I hope to grow a bond with little Peanut. I've read that pigs are really intelligent. But for now I am trying to get her out of the habit of jumping at her gate when she sees me coming, she goes crazy excited (probably because she knows I'm her food source) and she jumps up at her fence.

For now I am just pushing her off saying "No Peanut". Not even sure if its clicking to her yet lol.

Dad and I built her an extension to her little pen. Going to let her in it today, so she can be a pig



And at a fruit and veg store in town, they sell a box of veggies that are older for like $5. So We will get one of those for her.





Aw really? Ill try post another one after this.





Oh yes, Peanut LOVES her belly rubs too!


----------



## Carly Rae (Nov 5, 2016)

I taught her to sit!


----------



## Carly Rae (Nov 5, 2016)

Here she is sitting. Sorry if the picture is terrible quality. Its saying I can only post a photo under 46kb... So the picture is resized so small.


----------



## PintoPalLover (Nov 5, 2016)

Congratulations! Looks like you're gonna have a lot of fun with her


----------



## Carly Rae (Nov 20, 2016)

I am completely and utterly crushed...

Peanut escaped our yard yesterday at 3 PM ish.

She still hasn't returned home. Yesterday we spent hours driving up and down our street calling her name, no sign of her. We checked sheds, under the house and all, she was nowhere to be seen... or heard.

Last night we found these tire tracks as if someone turned around and sped off, I am worried someone picked her up.

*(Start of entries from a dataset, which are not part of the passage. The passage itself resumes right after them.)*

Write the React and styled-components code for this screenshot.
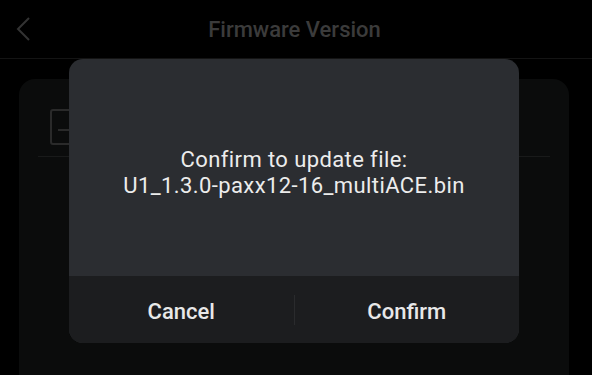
import styled, { createGlobalStyle } from "styled-components";

const Global = createGlobalStyle`
    html, body {
        margin: 0;
        padding: 0;
        background: #000;
    }
    * {
        box-sizing: border-box;
    }
`

function App() {
    return (
        <Screen>
            <Global />
            <Header>
                <BackButton>
                    <svg width="16" height="26" viewBox="0 0 16 26">
                        <path d="M13 2 L2 13 L13 24" fill="none" stroke="#333" strokeWidth="2" />
                    </svg>
                </BackButton>
                <Title>Firmware Version</Title>
            </Header>
            <Content>
                <Card>
                    <FileRow>
                        <FileIcon>
                            <svg width="28" height="36" viewBox="0 0 28 36">
                                <rect x="1" y="1" width="26" height="34" rx="2" fill="none" stroke="#2a2a2a" strokeWidth="2" />
                                <path d="M8 21 H24" stroke="#2a2a2a" strokeWidth="2" />
                            </svg>
                        </FileIcon>
                    </FileRow>
                </Card>
            </Content>
            <Overlay>
                <Dialog>
                    <Message>
                        Confirm to update file:
                        <br />
                        U1_1.3.0-paxx12-16_multiACE.bin
                    </Message>
                    <Actions>
                        <ActionButton>Cancel</ActionButton>
                        <Divider />
                        <ActionButton>Confirm</ActionButton>
                    </Actions>
                </Dialog>
            </Overlay>
        </Screen>
    );
}

export default App;

const Screen = styled.div`
    position: relative;
    width: 592px;
    height: 375px;
    overflow: hidden;
    background: #000;
    display: flex;
    flex-direction: column;
    font-family: Roboto, "Noto Sans", sans-serif;
`

const Header = styled.div`
    position: relative;
    height: 59px;
    flex-shrink: 0;
    display: flex;
    align-items: center;
    justify-content: center;
    border-bottom: 1px solid #141414;
`

const BackButton = styled.div`
    position: absolute;
    left: 16px;
    top: 16px;
    display: flex;
`

const Title = styled.div`
    color: #3b3b3b;
    font-size: 22px;
    font-weight: 500;
    margin-right: 3px;
`

const Content = styled.div`
    flex: 1;
    padding: 20px 23px 0 19px;
    display: flex;
`

const Card = styled.div`
    flex: 1;
    background: #0b0c0c;
    border-radius: 16px 16px 0 0;
    padding: 22px 19px 0 19px;
`

const FileRow = styled.div`
    display: flex;
    align-items: center;
    height: 56px;
    padding: 0 12px;
    border-bottom: 1px solid #191a1a;
    padding-bottom: 2px;
`

const FileIcon = styled.div`
    display: flex;
    margin-top: -2px;
`

const Overlay = styled.div`
    position: absolute;
    inset: 0;
    display: flex;
    justify-content: center;
    align-items: flex-start;
    padding-top: 59px;
    padding-right: 4px;
`

const Dialog = styled.div`
    width: 450px;
    height: 284px;
    border-radius: 14px;
    overflow: hidden;
    background: #2b2d31;
    display: flex;
    flex-direction: column;
`

const Message = styled.div`
    flex: 1;
    display: flex;
    flex-direction: column;
    justify-content: center;
    align-items: center;
    text-align: center;
    color: #ececec;
    font-size: 22px;
    line-height: 26px;
    letter-spacing: 0.4px;
    padding-top: 10px;
`

const Actions = styled.div`
    height: 67px;
    flex-shrink: 0;
    background: #1c1d1f;
    display: flex;
    align-items: center;
`

const ActionButton = styled.div`
    flex: 1;
    text-align: center;
    color: #e8e8e8;
    font-size: 22px;
    font-weight: 500;
    padding-top: 3px;
`

const Divider = styled.div`
    width: 1px;
    height: 30px;
    background: #2a2b2d;
`
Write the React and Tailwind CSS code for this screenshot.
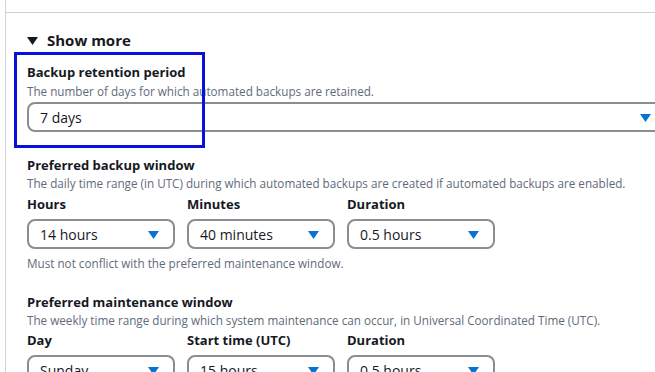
import clsx from 'clsx'

const FONT = "font-['Open_Sans','Noto_Sans',sans-serif]"

function Caret({ className }) {
  return (
    <svg width="11" height="8" viewBox="0 0 11 8" className={className}>
      <polygon points="0,0 11,0 5.5,8" fill="currentColor" />
    </svg>
  )
}

function Select({ value, className }) {
  return (
    <div className={clsx(
      'h-[30px] shrink-0 rounded-[8px] border-2 border-[#8c8c94] bg-white pl-[11px] pr-[14px] flex items-center justify-between',
      className,
    )}>
      <span className="text-[14px] text-[#16191f]">{value}</span>
      <Caret className="text-[#0972d3] mt-[1px]" />
    </div>
  )
}

function Label({ children, className }) {
  return <div className={clsx('text-[13px] leading-[18px] font-bold text-[#16191f]', className)}>{children}</div>
}

function Hint({ children, className }) {
  return <div className={clsx('text-[11.7px] leading-[18px] text-[#5f6b7a]', className)}>{children}</div>
}

function Field({ label, value }) {
  return (
    <div className="flex flex-col">
      <Label>{label}</Label>
      <Select value={value} className="w-[148px] mt-[6px]" />
    </div>
  )
}

export default function App() {
  return (
    <div className={clsx('w-[655px] h-[372px] overflow-hidden bg-white', FONT)}>
      <div className="ml-[5px] h-full border-l border-[#d5d5d5]">
        <div className="h-[13px] border-b border-[#cfcfcf]" />

        <div className="pl-[21px] w-[700px]">
          {/* Expander */}
          <div className="mt-[17px] flex items-center gap-[9px] h-[20px]">
            <Caret className="text-[#16191f] mt-[1px]" />
            <span className="text-[15px] font-bold text-[#16191f]">Show more</span>
          </div>

          {/* Backup retention */}
          <div className="relative mt-[13px]">
            <div className="absolute -left-[13px] -top-[11px] w-[191px] h-[96px] border-[3px] border-[#0a10dc] pointer-events-none z-10" />
            <Label>Backup retention period</Label>
            <Hint className="leading-[16px] mt-[1px]">The number of days for which automated backups are retained.</Hint>
            <Select value="7 days" className="w-[640px] mt-[2px]" />
          </div>

          {/* Backup window */}
          <Label className="mt-[24px]">Preferred backup window</Label>
          <Hint>The daily time range (in UTC) during which automated backups are created if automated backups are enabled.</Hint>
          <div className="mt-[3px] flex gap-[12px]">
            <Field label="Hours" value="14 hours" />
            <Field label="Minutes" value="40 minutes" />
            <Field label="Duration" value="0.5 hours" />
          </div>
          <Hint className="leading-[16px] mt-[5px]">Must not conflict with the preferred maintenance window.</Hint>

          {/* Maintenance window */}
          <Label className="mt-[21px]">Preferred maintenance window</Label>
          <Hint>The weekly time range during which system maintenance can occur, in Universal Coordinated Time (UTC).</Hint>
          <div className="mt-[2px] flex gap-[12px]">
            <Field label="Day" value="Sunday" />
            <Field label="Start time (UTC)" value="15 hours" />
            <Field label="Duration" value="0.5 hours" />
          </div>
        </div>
      </div>
    </div>
  )
}
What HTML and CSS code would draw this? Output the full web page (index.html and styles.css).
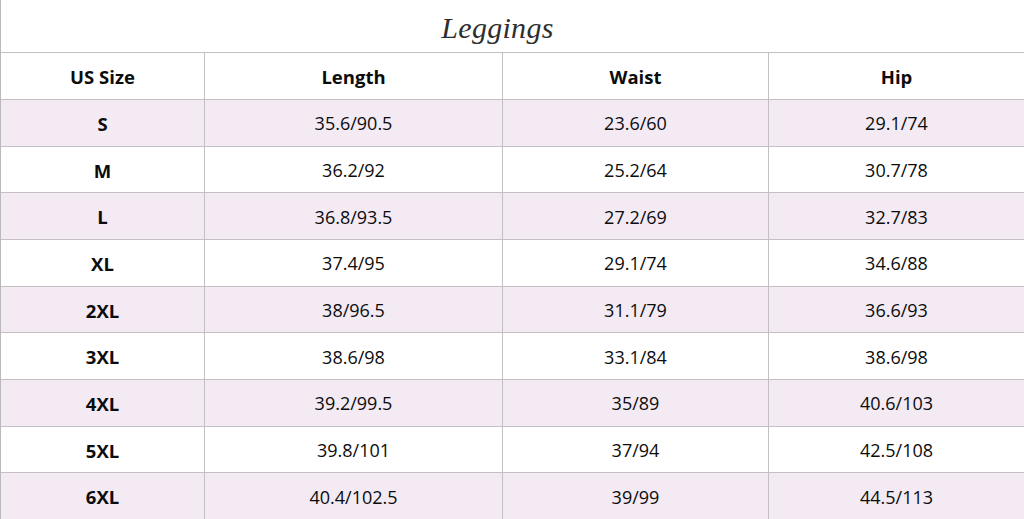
FILE: index.html
```html
<!DOCTYPE html>
<html lang="en">
<head>
<meta charset="utf-8">
<title>Leggings Size Chart</title>
<link rel="stylesheet" href="styles.css">
</head>
<body>
<div class="page">
  <h1 class="title">Leggings</h1>
  <div class="table">
    <div class="row head">
      <div class="cell">US Size</div><div class="cell">Length</div><div class="cell">Waist</div><div class="cell">Hip</div>
    </div>
    <div class="row alt">
      <div class="cell size">S</div><div class="cell">35.6/90.5</div><div class="cell">23.6/60</div><div class="cell">29.1/74</div>
    </div>
    <div class="row">
      <div class="cell size">M</div><div class="cell">36.2/92</div><div class="cell">25.2/64</div><div class="cell">30.7/78</div>
    </div>
    <div class="row alt">
      <div class="cell size">L</div><div class="cell">36.8/93.5</div><div class="cell">27.2/69</div><div class="cell">32.7/83</div>
    </div>
    <div class="row">
      <div class="cell size">XL</div><div class="cell">37.4/95</div><div class="cell">29.1/74</div><div class="cell">34.6/88</div>
    </div>
    <div class="row alt">
      <div class="cell size">2XL</div><div class="cell">38/96.5</div><div class="cell">31.1/79</div><div class="cell">36.6/93</div>
    </div>
    <div class="row">
      <div class="cell size">3XL</div><div class="cell">38.6/98</div><div class="cell">33.1/84</div><div class="cell">38.6/98</div>
    </div>
    <div class="row alt">
      <div class="cell size">4XL</div><div class="cell">39.2/99.5</div><div class="cell">35/89</div><div class="cell">40.6/103</div>
    </div>
    <div class="row">
      <div class="cell size">5XL</div><div class="cell">39.8/101</div><div class="cell">37/94</div><div class="cell">42.5/108</div>
    </div>
    <div class="row alt">
      <div class="cell size">6XL</div><div class="cell">40.4/102.5</div><div class="cell">39/99</div><div class="cell">44.5/113</div>
    </div>
  </div>
</div>
</body>
</html>
```

FILE: styles.css
```css
* { box-sizing: border-box; }
html, body { margin: 0; padding: 0; background: #fff; }
body {
  font-family: "Open Sans", "Noto Sans", sans-serif;
  color: #0c0c0c;
  overflow: hidden;
}
.page {
  width: 1024px;
  height: 519px;
  border-left: 1px solid #b9b9b9;
  display: flex;
  flex-direction: column;
}
.title {
  margin: 0;
  height: 52px;
  flex: none;
  display: flex;
  align-items: center;
  justify-content: center;
  padding: 4px 30px 0 0;
  font-family: "Liberation Serif", serif;
  font-style: italic;
  font-weight: normal;
  font-size: 30px;
  color: #2e2e2e;
  letter-spacing: 0.3px;
}
.table {
  flex: 1;
  display: flex;
  flex-direction: column;
}
.row {
  display: grid;
  grid-template-columns: 203px 298px 266px 256px;
  flex: 1;
  border-top: 1px solid #c2c0c3;
}
.row.head {
  flex: none;
  height: 47px;
  font-weight: 700;
}
.row.alt { background: #f3eaf4; }
.cell {
  display: flex;
  align-items: center;
  justify-content: center;
  font-size: 18px;
  padding-top: 1px;
}
.row.head .cell { font-size: 18.5px; }
.cell + .cell { border-left: 1px solid #c2c0c3; }
.cell.size { font-weight: 700; font-size: 18.5px; }
```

But we also have a creek in our back paddock with a large cliff face and after a horrible night sleep of worrying, I went down at 6 AM to the creek and I found foot prints in the mud. It takes quite a while to climb down to the water so I had no time to check the tracks properly before work to see if they were dog or Pig tracks.

It is a very high fall for a pig, we saw a slide mark and a pile of dirt at the bottom, then foot prints a few meters away from it. But the plants weren't broken or bent on the cliff face. if she were to slip down she would have squashed the plants. So maybe it was just nothing.

I have posted all over Facebook 'lost and found' pages about her, I am also watching sale sites to make sure someone isn't trying to sell her, I have registered that I have a lost pet with our local animal shelter where I volunteer at. We are going to call the pound soon. I have printed 'Lost' fliers and put them up at shops, and talked to people up our street. . So far I have had nothing from anyone, but if shes following the creek she could end up anywhere, and the snakes are coming out, also wild dogs too, I am so worried about her.


----------



## Carly Rae (Nov 20, 2016)

This is the creek cliff where she could have fallen .






I quickly made this, box 1 shows where I think she could have fallen, if you zoom into the bottom of it you can see a pile of dirt. the in box 2 there is foot prints, then in box 3 on the other side of the creek there is heaps of foot prints.

But over the other side its not so steep, and there is grass and thats where my dog goes to get to the creek, so she could have gone that way which is much safer, but in grass you cant see any signs of her, At least if she is near the creek she has food and water so that gives more time for a chance and more time for someone to find her, But the creek isnt a common place for people


----------



## Carly Rae (Nov 20, 2016)

We went to the creek today to check out the foot prints, after slipping down hills, falling on spiky bushes, and sinking waist deep in mud... we found that the foot prints were just from my dog, and the fallen clumps of dirt were just loose parts of the bank breaking over time as they were all along the bank.

Today I wrote on the community chalk board as you enter the town. I have been spending all night hand writing letters to put in mail boxes asking if anyone has seen her. I am handing them out tomorrow morning. 40 people have shared my Facebook post. I think I am out of things to do in regards to finding her, besides wait. Hopefully she comes home soon


----------



## amysue (Nov 20, 2016)

I am so sorry that you lost your piggie. Hopefully she will come home soon. Pigs are very intelligent creatures, it is possible that she will seek out people in search of food and they will return her. It is also possible that someone saw her running loose and picked her up to keep her safe. Keep us posted. Praying for her safe return.


----------



## Carly Rae (Nov 20, 2016)

Thanks amysue, I really hope someone has gotten her, but it kills me thinking about WHO could have picked her up and not knowing where she is.

Hopefully these letters will get people just to keep an eye out for her. I will surely post again if anything comes up.


----------



## Carly Rae (Nov 20, 2016)

Shes been found!!!

People up my street came up and told us that shes in their yard and they have been taking care of her since yesterday morning! The man is just getting some hay from in town, once hes back I am going to get her! I am so relieved!


----------



## PintoPalLover (Nov 20, 2016)

Yipee ! Glad she's fine


----------



## amysue (Nov 20, 2016)

Thank goodness! So glad she is okay!


----------



## chandab (Nov 20, 2016)

Glad she's ok.


----------



## Marsha Cassada (Nov 21, 2016)

Whew!


----------



## Ryan Johnson (Nov 21, 2016)

Glad she is ok


----------



## Carly Rae (Nov 21, 2016)

Thanks all





I'm getting her a collar today and ordering a name tag with my Ph number on it in case it ever happens again. I also want to see if we can microchip her as well.


----------



## Marsha Cassada (Nov 22, 2016)

Carly Rae said:


> Thanks all
> 
> 
> 
> ...


Would a collar stay on? I am thinking a harness or halti would be better. I have a rat terrier and his head is smaller than his neck; collars do not stay on him. I'm thinking a pig would be the same.


----------



## Carly Rae (Nov 23, 2016)

She has been wearing one ever since, its staying on her fine. Although Id never lead her by the collar, its just so if she goes missing again there is something to show shes actually a pet and not wild. I want to get her a good harness and train her to lead so we can go for walks.


----------